Earlier this week I had a very fine lunch with passionate anti-EU campaigners White Wednesday and Jason Kent - who is a local Oxfordshire UKIP member and general election agent. Among the many issues discussed there was one which expressed a sense of frustration that the "out" side is less than unified in coming together to adopt a winning strategy to leave. It's a frustration I fully share.

An intriguing problem is that the "out" side has long consisted of strong-willed individuals. But while the individuality and diversity of the "out" camp in many ways should be celebrated - a trait which is the antithesis of the borg-like EU - it's that very trait which often means we are usually nothing more than an 'unorganised rabble' unable to unify behind a coherent positive message or campaign; each with their own egos, own agendas and petty squabbles. Thus when we face a very formidable enemy such diversity will count against us.

The very informative 1975 referendum book by Butler and Kitzinger documents a little nugget which neatly and vividly illustrates this 'herding cats' problem back in 1975:
The main elements in the National Referendum Campaign (the anti-marketeers) were the Common Market Safeguards Campaign and Get Britain Out (GBO)...
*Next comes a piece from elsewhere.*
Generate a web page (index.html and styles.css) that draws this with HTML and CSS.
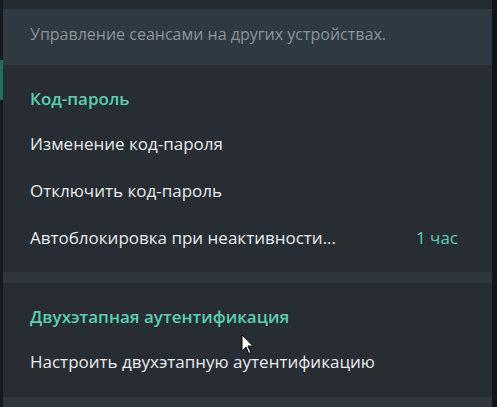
FILE: index.html
```html
<!DOCTYPE html>
<html lang="ru">
<head>
    <meta charset="UTF-8">
    <title>Конфиденциальность</title>
    <link rel="stylesheet" href="styles.css">
</head>
<body>
    <div class="screen">
        <div class="edge edge-left">
            <span class="chat-mark"></span>
        </div>

        <div class="panel">
            <div class="panel-top"></div>
            <div class="about">Управление сеансами на других устройствах.</div>

            <section class="group">
                <h2 class="group-title">Код-пароль</h2>
                <div class="row">Изменение код-пароля</div>
                <div class="row">Отключить код-пароль</div>
                <div class="row">
                    <span>Автоблокировка при неактивности...</span>
                    <span class="row-value">1 час</span>
                </div>
            </section>

            <div class="divider"></div>

            <section class="group">
                <h2 class="group-title">Двухэтапная аутентификация</h2>
                <div class="row">Настроить двухэтапную аутентификацию</div>
            </section>

            <div class="divider divider-bottom"></div>

            <svg class="cursor" width="13" height="21" viewBox="0 0 13 21">
                <path d="M1 1 L1 17 L5 13 L8 20 L10 19 L7 12 L12 12 Z" fill="#fff" stroke="#000" stroke-width="1"/>
            </svg>
        </div>

        <div class="edge edge-right"></div>
    </div>
</body>
</html>
```

FILE: styles.css
```css
:root {
    --fundo: #16191d;
    --painel: #282d33;
    --painel-topo: #262b31;
    --caixa: #2f3942;
    --divisor: #2f363d;
    --texto: #e8ebee;
    --texto-cinza: #8b949c;
    --verde: #58d0b2;
}

body {
    margin: 0;
    padding: 0;
    background-color: var(--fundo);
    font-family: "Open Sans", "Noto Sans", sans-serif;
    font-size: 17px;
    overflow: hidden;
}

.screen {
    display: flex;
    height: 407px;
}

.edge {
    background-color: var(--fundo);
}

.edge-left {
    width: 3px;
    display: flex;
    flex-direction: column;
    padding-top: 60px;
}

.chat-mark {
    display: block;
    height: 40px;
    background-color: #1f6f5e;
}

.edge-right {
    width: 5px;
    background-color: #121417;
}

.panel {
    width: 489px;
    background-color: var(--painel);
    display: flex;
    flex-direction: column;
    position: relative;
}

.panel-top {
    height: 9px;
    background-color: var(--painel-topo);
}

.about {
    height: 57px;
    background-color: var(--caixa);
    color: var(--texto-cinza);
    font-size: 16px;
    padding-left: 27px;
    line-height: 50px;
    box-sizing: border-box;
}

.group {
    padding: 23px 0 11px;
}

.group:last-of-type {
    padding-bottom: 12px;
}

.group-title {
    margin: 0 0 10px;
    padding-left: 27px;
    font-size: 17px;
    font-weight: 600;
    line-height: 22px;
    color: var(--verde);
}

.row {
    height: 47px;
    display: flex;
    align-items: center;
    justify-content: space-between;
    padding: 0 34px 0 27px;
    color: var(--texto);
}

.row-value {
    color: var(--verde);
}

.divider {
    height: 12px;
    background-color: var(--divisor);
}

.divider-bottom {
    height: 10px;
}

.cursor {
    position: absolute;
    left: 238px;
    top: 334px;
}
```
There was considerable hostility between these two bodies; following the failure of either the Anti-Common Market League or Safeguards to fulfill an alleged promise to contribute to the cost of a bookstall at Blackpool for the Conservative Conference in 1973.
[GBO's] Christopher Frere-Smith and Richard Body had withdrawn from Safeguards...and Ron Leighton was recruited as full-time Director bringing with him all his Safeguards experience and contacts...
The 1975 referendum campaign could claim to have excuses for such failings though; they had no experience to draw upon and they had little time to prepare. In contrast we have no such excuses yet in many ways we seem determined to repeat many of the same mistakes that were made in 1975.

The crucial aspect of any campaign is to appeal to the waverers - the 'soft middle' - which is mostly decidedly undecided. Thus any "out" campaign which tries to appeal to the likes of Nick Clegg is a waste of time as indeed it would be to the readers of this blog and others. A situation we could consider was aptly summed up by the actress Julia Roberts who played a prostitute in the film Pretty Woman:
I appreciate the whole seduction thing you've got going on here, but let me give you a tip: I'm a sure thing.
Yet we get the sense that the eurosceptic movement in general cannot move outside a comfort zone - failing to try to appeal to those who are not a 'sure thing'. Instead they continually try to seduce those who have already made up their minds.

And this is where Flexcit comes in; by removing the uncertainty of exit, by negating the status quo effect and by circumventing big business self-interest who believe that the EU and the Single Market are the same thing we have a genuine chance of appealing to the soft important middle and winning a referendum.

But sadly we still see that the diversity of the eurosceptic movement means that many arguments have not changed in many years - it is a reflection of the lack of ability to move on; in stark contrast to the EU which has done so with subsequent treaties. Lisbon being the obvious latest one.

Thus it leaves us with old tired canards such as how many laws are made by the EU. This has been an obsession within the eurosceptic movement for as long as it has been about. Does it really matter if 64.6% of laws are made in the EU? And if so is that better than 64.5% or 55.8%. Is 9.8% acceptable? More importantly does it appeal to the public. Since the banking collapse in 2008 and the likes of Starbucks aggressively avoiding tax, the public mood could be said to be in favour of more regulation.

All a 'Westminster village' type campaign to try to determine the percentage of EU laws amounts to, quite bluntly, is a penis measuring competition within the eurosceptic movement as to who can come up with the most 'accurate' figure. Naturally this then leads to arguments within the movement over the exact figure inhibiting us from turning our fire onto the opposition. No wonder that Europhile campaigners are willing to engage in such a discussion; it helps divide us.

Yet not only does an uncoordinated rabble make for a incoherent message but its inherent weakness means it essentially vacates the territory leaving it vulnerable to be infiltrated by someone else with less than honest intentions.

When a referendum campaign starts, there has to be an official bid to the Electoral Commission to represent the "out" campaign where a very substantial amount of funding will be available. We saw the process of this with Scotland; Better Together whose official Campaign Director was Blair McDougall and Yes Scotland whose chief executive was Blair Jenkins.

It's here the weakness of the diversity of the "out" campaign can be exploited by the pro-EU establishment which can install and control the opposition general. Already we can see indications of this happening with Business for Britain and in particular Matthew Elliott.

BfB gives a "voice" to Roger Bootle who stitched up the IEA prize, and a platform to other supporters such as Alan Halsall, Neville Baxter and Robert Hiscox to name but three who have supported the recently publicly outed pro-EU think tank Open Europe.

More than a few in the eurosceptic movement are unimpressed with Elliott's ill-disguised ambitions to further his own career, as a potential MP, on the back of a referendum campaign, nor are they impressed with his sycophantic nature towards Tory politicians...obviously with his career in mind.

With Cameron exerting undue influence over Elliott, his abysmal record with NOtoAV where he had to be bailed out by senior members of the Tory party such was the nature of the poor campaign, nothing should worry the eurosceptics more than for Elliott to win the bid for the official "out".

By 'deliberately' losing the referendum he can be assured of Tory gratitude with rewards to match. If Elliott takes control in an EU referendum we would have lost before we started.

Thus elements of the eurosceptic movement has to grow up, accept the Boolean nature of a referendum and start preparing for a dirty fight if we are to win.